Start of Given information

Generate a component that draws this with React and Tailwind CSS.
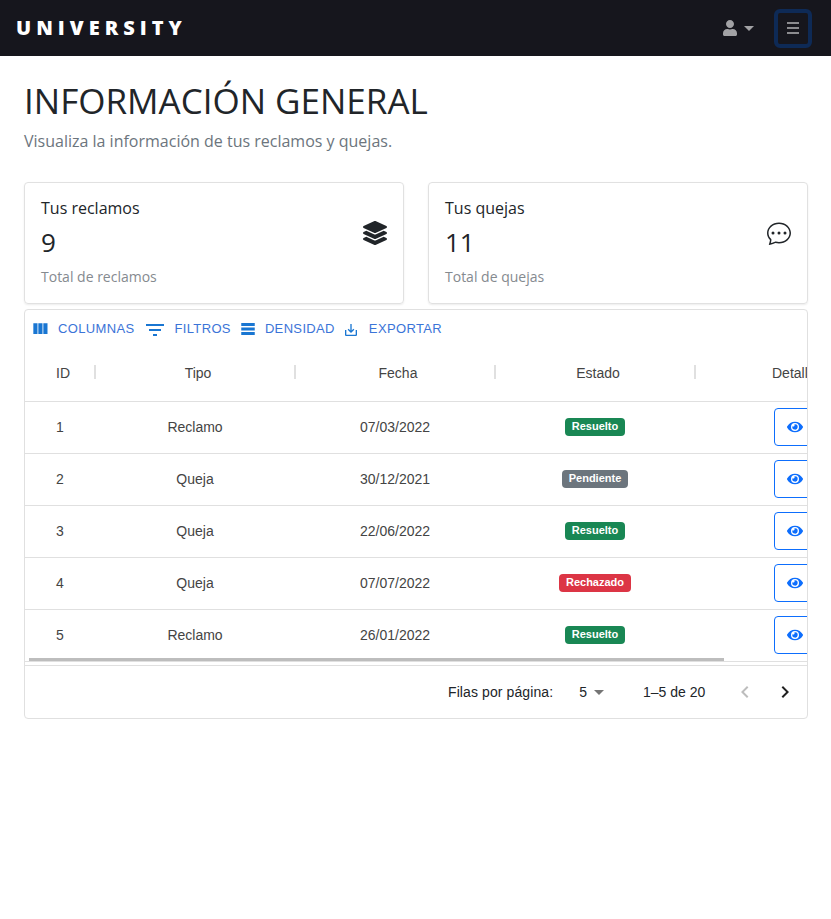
import { FaLayerGroup, FaUser, FaEye } from 'react-icons/fa';
import { BsChatDots } from 'react-icons/bs';

const rows = [
  { id: 1, tipo: 'Reclamo', fecha: '07/03/2022', estado: 'Resuelto' },
  { id: 2, tipo: 'Queja', fecha: '30/12/2021', estado: 'Pendiente' },
  { id: 3, tipo: 'Queja', fecha: '22/06/2022', estado: 'Resuelto' },
  { id: 4, tipo: 'Queja', fecha: '07/07/2022', estado: 'Rechazado' },
  { id: 5, tipo: 'Reclamo', fecha: '26/01/2022', estado: 'Resuelto' },
];

const badgeColors = {
  Resuelto: 'bg-[#198754]',
  Pendiente: 'bg-[#6c757d]',
  Rechazado: 'bg-[#dc3545]',
};

function MuiIcon({ d, className }) {
  return (
    <svg viewBox="0 0 24 24" fill="currentColor" className={className}>
      <path d={d} />
    </svg>
  );
}

// ─── Barra superior ───────────────────────────────────────
function Navbar() {
  return (
    <nav className="h-14 bg-[#16161d] flex items-center justify-between pl-4 pr-[19px]">
      <span className="font-['Open_Sans',sans-serif] font-extrabold text-white text-[20px] tracking-[5px] leading-none">
        UNIVERSITY
      </span>
      <div className="flex items-center">
        <div className="flex items-center text-[#a2a2a5] mr-[20px]">
          <FaUser className="w-[14px] h-[16px]" />
          <span className="ml-[7px] w-0 h-0 border-x-[5px] border-x-transparent border-t-[5px] border-t-[#a2a2a5]" />
        </div>
        <button className="w-[38px] h-[39px] rounded-[6px] border-[4px] border-[#0e2a56] flex flex-col items-center justify-center gap-[3px]">
          <span className="block w-3 h-[2px] bg-[#8b8b8f]" />
          <span className="block w-3 h-[2px] bg-[#8b8b8f]" />
          <span className="block w-3 h-[2px] bg-[#8b8b8f]" />
        </button>
      </div>
    </nav>
  );
}

function StatCard({ title, value, caption, icon }) {
  return (
    <div className="flex-1 h-[122px] rounded-[4px] border border-[#e1e1e1] shadow-[0_1px_2px_rgba(0,0,0,0.08)] pl-4 pr-4 pt-[14px] flex items-center justify-between font-['Open_Sans',sans-serif]">
      <div className="self-start">
        <p className="text-[16px] leading-[22px] text-[#212529]">{title}</p>
        <p className="text-[26px] leading-[36px] mt-[5px] text-[#212529]">{value}</p>
        <p className="text-[14px] leading-[20px] mt-[7px] text-[#858a8f]">{caption}</p>
      </div>
      <div className="mb-[34px] text-[#212529]">{icon}</div>
    </div>
  );
}

function ToolButton({ d, label, iconClass, gap }) {
  return (
    <div className={`flex items-center ${gap}`}>
      <MuiIcon d={d} className={iconClass} />
      <span className="text-[13px] leading-none text-[#3b74d8] tracking-[0.35px]">{label}</span>
    </div>
  );
}

function HeaderCell({ width, label }) {
  return (
    <div className={`${width} relative text-center pl-[6px]`}>
      {label}
      <span className="absolute right-[-1px] top-[2px] w-[2px] h-[14px] bg-[#e0e0e0]" />
    </div>
  );
}

// ─── Tabla de reclamos y quejas ───────────────────────────
function DataTable() {
  return (
    <div className="mt-[5px] h-[410px] rounded-[4px] border border-[#e0e0e0] font-['Liberation_Sans',sans-serif] overflow-hidden">
      <div className="h-[37px] pl-[5px] flex items-center gap-[8px] text-[#1976d2]">
        <ToolButton gap="gap-[8px]" iconClass="w-[20px] h-[20px]" label="COLUMNAS" d="M10 18h5V5h-5v13zm-6 0h5V5H4v13zM16 5v13h5V5h-5z" />
        <ToolButton gap="gap-[8px]" iconClass="w-[24px] h-[24px] ml-[1px] mt-[3px] -mr-[1px]" label="FILTROS" d="M10 18h4v-2h-4v2zM3 6v2h18V6H3zm3 7h12v-2H6v2z" />
        <ToolButton gap="gap-[8px]" iconClass="w-[18px] h-[18px]" label="DENSIDAD" d="M21 8H3V4h18v4zm0 2H3v4h18v-4zm0 6H3v4h18v-4z" />
        <ToolButton gap="gap-[10px]" iconClass="w-[16px] h-[16px] mt-[2px]" label="EXPORTAR" d="M19 12v7H5v-7H3v7c0 1.1.9 2 2 2h14c1.1 0 2-.9 2-2v-7h-2zm-6 .67l2.59-2.58L17 11.5l-5 5-5-5 1.41-1.41L11 12.67V3h2z" />
      </div>

      <div className="relative overflow-hidden">
        <div className="w-[820px] h-[55px] pb-[2px] flex items-center text-[14px] text-[#444444] border-b border-[#e0e0e0]">
          <HeaderCell width="w-[70px]" label="ID" />
          <HeaderCell width="w-[200px]" label="Tipo" />
          <HeaderCell width="w-[200px]" label="Fecha" />
          <HeaderCell width="w-[200px]" label="Estado" />
          <div className="w-[150px] pl-[77px]">Detalles</div>
        </div>

        {rows.map((row) => (
          <div key={row.id} className="w-[820px] h-[52px] flex items-center text-[14px] text-[#444444] border-b border-[#e0e0e0]">
            <div className="w-[70px] text-center">{row.id}</div>
            <div className="w-[200px] text-center">{row.tipo}</div>
            <div className="w-[200px] text-center">{row.fecha}</div>
            <div className="w-[200px] flex justify-center">
              <span className={`${badgeColors[row.estado]} mb-[2px] text-white text-[11px] leading-none font-bold rounded-[4px] px-[7px] py-[3.5px]`}>
                {row.estado}
              </span>
            </div>
            <div className="w-[150px] pl-[79px]">
              <button className="w-[42px] h-[38px] mb-[2px] rounded-[4px] border border-[#0d6efd] text-[#0d6efd] flex items-center justify-center">
                <FaEye className="w-4 h-4" />
              </button>
            </div>
          </div>
        ))}

        {/* Barra de scroll horizontal */}
        <div className="absolute left-[4px] bottom-[1px] w-[695px] h-[3px] bg-[#bdbdbd]" />
      </div>

      <div className="mt-[3px] h-[53px] border-t border-[#e0e0e0] flex items-center text-[14px] text-[#212529]">
        <span className="ml-[423px] tracking-[0.1px]">Filas por página:</span>
        <span className="ml-[26px]">5</span>
        <span className="ml-[7px] mt-[1px] w-0 h-0 border-x-[5px] border-x-transparent border-t-[5px] border-t-[#757575]" />
        <span className="ml-[39px]">1–5 de 20</span>
        <svg viewBox="0 0 24 24" className="ml-[28px] w-6 h-6 text-[#bdbdbd]" fill="currentColor">
          <path d="M15.41 7.41 14 6l-6 6 6 6 1.41-1.41L10.83 12z" />
        </svg>
        <svg viewBox="0 0 24 24" className="ml-[16px] w-6 h-6 text-[#212121]" fill="currentColor">
          <path d="M10 6 8.59 7.41 13.17 12l-4.58 4.59L10 18l6-6z" />
        </svg>
      </div>
    </div>
  );
}

export default function App() {
  return (
    <div className="min-h-[919px] bg-white">
      <Navbar />
      <main className="pl-6 pr-[23px] pt-[22px]">
        <h1 className="font-['Open_Sans',sans-serif] text-[35px] leading-[46px] text-[#212529]">INFORMACIÓN GENERAL</h1>
        <p className="font-['Open_Sans',sans-serif] text-[16px] leading-[24px] mt-[5px] text-[#6c757d]">
          Visualiza la información de tus reclamos y quejas.
        </p>
        <div className="mt-[29px] flex gap-6">
          <StatCard title="Tus reclamos" value="9" caption="Total de reclamos" icon={<FaLayerGroup className="w-6 h-6" />} />
          <StatCard title="Tus quejas" value="11" caption="Total de quejas" icon={<BsChatDots className="w-6 h-6" />} />
        </div>
        <DataTable />
      </main>
    </div>
  );
}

End of Given information

● **Work required**
Repeat the material above verbatim, with no pictures in the output.

● **Exercise output**
Generate a component that draws this with React and Tailwind CSS.
import { FaLayerGroup, FaUser, FaEye } from 'react-icons/fa';
import { BsChatDots } from 'react-icons/bs';

const rows = [
  { id: 1, tipo: 'Reclamo', fecha: '07/03/2022', estado: 'Resuelto' },
  { id: 2, tipo: 'Queja', fecha: '30/12/2021', estado: 'Pendiente' },
  { id: 3, tipo: 'Queja', fecha: '22/06/2022', estado: 'Resuelto' },
  { id: 4, tipo: 'Queja', fecha: '07/07/2022', estado: 'Rechazado' },
  { id: 5, tipo: 'Reclamo', fecha: '26/01/2022', estado: 'Resuelto' },
];

const badgeColors = {
  Resuelto: 'bg-[#198754]',
  Pendiente: 'bg-[#6c757d]',
  Rechazado: 'bg-[#dc3545]',
};

function MuiIcon({ d, className }) {
  return (
    <svg viewBox="0 0 24 24" fill="currentColor" className={className}>
      <path d={d} />
    </svg>
  );
}

// ─── Barra superior ───────────────────────────────────────
function Navbar() {
  return (
    <nav className="h-14 bg-[#16161d] flex items-center justify-between pl-4 pr-[19px]">
      <span className="font-['Open_Sans',sans-serif] font-extrabold text-white text-[20px] tracking-[5px] leading-none">
        UNIVERSITY
      </span>
      <div className="flex items-center">
        <div className="flex items-center text-[#a2a2a5] mr-[20px]">
          <FaUser className="w-[14px] h-[16px]" />
          <span className="ml-[7px] w-0 h-0 border-x-[5px] border-x-transparent border-t-[5px] border-t-[#a2a2a5]" />
        </div>
        <button className="w-[38px] h-[39px] rounded-[6px] border-[4px] border-[#0e2a56] flex flex-col items-center justify-center gap-[3px]">
          <span className="block w-3 h-[2px] bg-[#8b8b8f]" />
          <span className="block w-3 h-[2px] bg-[#8b8b8f]" />
          <span className="block w-3 h-[2px] bg-[#8b8b8f]" />
        </button>
      </div>
    </nav>
  );
}

function StatCard({ title, value, caption, icon }) {
  return (
    <div className="flex-1 h-[122px] rounded-[4px] border border-[#e1e1e1] shadow-[0_1px_2px_rgba(0,0,0,0.08)] pl-4 pr-4 pt-[14px] flex items-center justify-between font-['Open_Sans',sans-serif]">
      <div className="self-start">
        <p className="text-[16px] leading-[22px] text-[#212529]">{title}</p>
        <p className="text-[26px] leading-[36px] mt-[5px] text-[#212529]">{value}</p>
        <p className="text-[14px] leading-[20px] mt-[7px] text-[#858a8f]">{caption}</p>
      </div>
      <div className="mb-[34px] text-[#212529]">{icon}</div>
    </div>
  );
}

function ToolButton({ d, label, iconClass, gap }) {
  return (
    <div className={`flex items-center ${gap}`}>
      <MuiIcon d={d} className={iconClass} />
      <span className="text-[13px] leading-none text-[#3b74d8] tracking-[0.35px]">{label}</span>
    </div>
  );
}

function HeaderCell({ width, label }) {
  return (
    <div className={`${width} relative text-center pl-[6px]`}>
      {label}
      <span className="absolute right-[-1px] top-[2px] w-[2px] h-[14px] bg-[#e0e0e0]" />
    </div>
  );
}

// ─── Tabla de reclamos y quejas ───────────────────────────
function DataTable() {
  return (
    <div className="mt-[5px] h-[410px] rounded-[4px] border border-[#e0e0e0] font-['Liberation_Sans',sans-serif] overflow-hidden">
      <div className="h-[37px] pl-[5px] flex items-center gap-[8px] text-[#1976d2]">
        <ToolButton gap="gap-[8px]" iconClass="w-[20px] h-[20px]" label="COLUMNAS" d="M10 18h5V5h-5v13zm-6 0h5V5H4v13zM16 5v13h5V5h-5z" />
        <ToolButton gap="gap-[8px]" iconClass="w-[24px] h-[24px] ml-[1px] mt-[3px] -mr-[1px]" label="FILTROS" d="M10 18h4v-2h-4v2zM3 6v2h18V6H3zm3 7h12v-2H6v2z" />
        <ToolButton gap="gap-[8px]" iconClass="w-[18px] h-[18px]" label="DENSIDAD" d="M21 8H3V4h18v4zm0 2H3v4h18v-4zm0 6H3v4h18v-4z" />
        <ToolButton gap="gap-[10px]" iconClass="w-[16px] h-[16px] mt-[2px]" label="EXPORTAR" d="M19 12v7H5v-7H3v7c0 1.1.9 2 2 2h14c1.1 0 2-.9 2-2v-7h-2zm-6 .67l2.59-2.58L17 11.5l-5 5-5-5 1.41-1.41L11 12.67V3h2z" />
      </div>

      <div className="relative overflow-hidden">
        <div className="w-[820px] h-[55px] pb-[2px] flex items-center text-[14px] text-[#444444] border-b border-[#e0e0e0]">
          <HeaderCell width="w-[70px]" label="ID" />
          <HeaderCell width="w-[200px]" label="Tipo" />
          <HeaderCell width="w-[200px]" label="Fecha" />
          <HeaderCell width="w-[200px]" label="Estado" />
          <div className="w-[150px] pl-[77px]">Detalles</div>
        </div>

        {rows.map((row) => (
          <div key={row.id} className="w-[820px] h-[52px] flex items-center text-[14px] text-[#444444] border-b border-[#e0e0e0]">
            <div className="w-[70px] text-center">{row.id}</div>
            <div className="w-[200px] text-center">{row.tipo}</div>
            <div className="w-[200px] text-center">{row.fecha}</div>
            <div className="w-[200px] flex justify-center">
              <span className={`${badgeColors[row.estado]} mb-[2px] text-white text-[11px] leading-none font-bold rounded-[4px] px-[7px] py-[3.5px]`}>
                {row.estado}
              </span>
            </div>
            <div className="w-[150px] pl-[79px]">
              <button className="w-[42px] h-[38px] mb-[2px] rounded-[4px] border border-[#0d6efd] text-[#0d6efd] flex items-center justify-center">
                <FaEye className="w-4 h-4" />
              </button>
            </div>
          </div>
        ))}

        {/* Barra de scroll horizontal */}
        <div className="absolute left-[4px] bottom-[1px] w-[695px] h-[3px] bg-[#bdbdbd]" />
      </div>

      <div className="mt-[3px] h-[53px] border-t border-[#e0e0e0] flex items-center text-[14px] text-[#212529]">
        <span className="ml-[423px] tracking-[0.1px]">Filas por página:</span>
        <span className="ml-[26px]">5</span>
        <span className="ml-[7px] mt-[1px] w-0 h-0 border-x-[5px] border-x-transparent border-t-[5px] border-t-[#757575]" />
        <span className="ml-[39px]">1–5 de 20</span>
        <svg viewBox="0 0 24 24" className="ml-[28px] w-6 h-6 text-[#bdbdbd]" fill="currentColor">
          <path d="M15.41 7.41 14 6l-6 6 6 6 1.41-1.41L10.83 12z" />
        </svg>
        <svg viewBox="0 0 24 24" className="ml-[16px] w-6 h-6 text-[#212121]" fill="currentColor">
          <path d="M10 6 8.59 7.41 13.17 12l-4.58 4.59L10 18l6-6z" />
        </svg>
      </div>
    </div>
  );
}

export default function App() {
  return (
    <div className="min-h-[919px] bg-white">
      <Navbar />
      <main className="pl-6 pr-[23px] pt-[22px]">
        <h1 className="font-['Open_Sans',sans-serif] text-[35px] leading-[46px] text-[#212529]">INFORMACIÓN GENERAL</h1>
        <p className="font-['Open_Sans',sans-serif] text-[16px] leading-[24px] mt-[5px] text-[#6c757d]">
          Visualiza la información de tus reclamos y quejas.
        </p>
        <div className="mt-[29px] flex gap-6">
          <StatCard title="Tus reclamos" value="9" caption="Total de reclamos" icon={<FaLayerGroup className="w-6 h-6" />} />
          <StatCard title="Tus quejas" value="11" caption="Total de quejas" icon={<BsChatDots className="w-6 h-6" />} />
        </div>
        <DataTable />
      </main>
    </div>
  );
}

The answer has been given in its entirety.